A: It gives you a little bit of confidence to know that they believe in you. The confidence is the biggest part and knowing they’re behind you.

Q: Going forward in the nonconference schedule, you guys have teams like Creighton and Arizona, which draw a lot of fans. Looking forward to hitting the road and visiting these programs that draw large crowds?

A: It’s crazy. We play Creighton (Wednesday). I’ve been kind of not trying to think about the (size of the crowd) part of it. Just the actual basketball part of it. Because I know that no matter what type of game it is, even when we played here in the exhibition, it’s already different than anything I’ve played in before. So I have no idea what to expect but I’m going to try and not let it affect anything I do. It’s definitely exciting to play in front of that many people.

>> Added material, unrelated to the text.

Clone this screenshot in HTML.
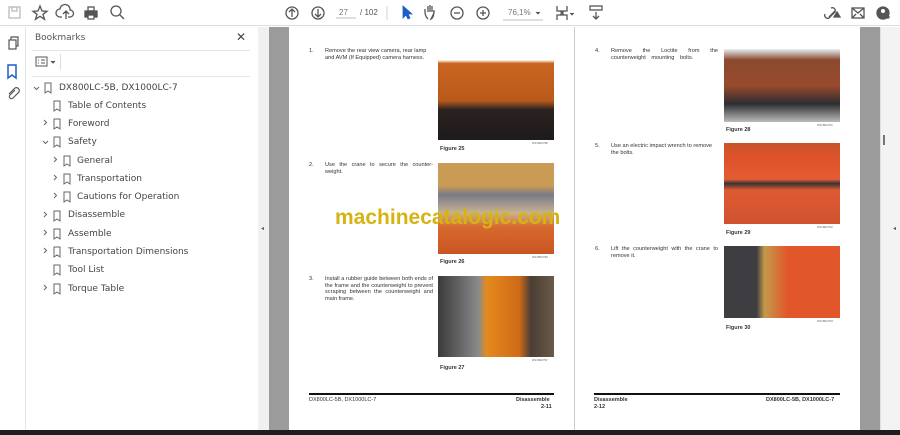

Wednesday game notes: Head coach Travis DeCuire said there is still no timetable on the return of senior post Jamar Akoh. Akoh played in the opener against Georgia State, scoring 22 points, but has since been sidelined with a wrist injury. ... Sophomore guard Timmy Falls has started in Akoh's place but did not play against Georgia Southern in The Bahamas. DeCuire declined to specify why Falls didn't play, saying it was something the team was addressing "in house" but they hope to have him back on the floor soon. Falls is not out for disciplinary reasons, according to an athletic department spokesman. DeCuire also declined to say whether or not Falls would play against Creighton. ... Montana and Creighton have each played Georgia State. The Grizzlies defeated the Panthers, 81-74, to open the season while the Bluejays also defeated the Panthers, winning 93-68 on Nov. 20. ... Creighton fell just outside of the top 25, coming in at No. 29 in the AP poll. Creighton is averaging 16,700 fans per game. ... The Bluejays have made the NCAA Tournament the past two seasons.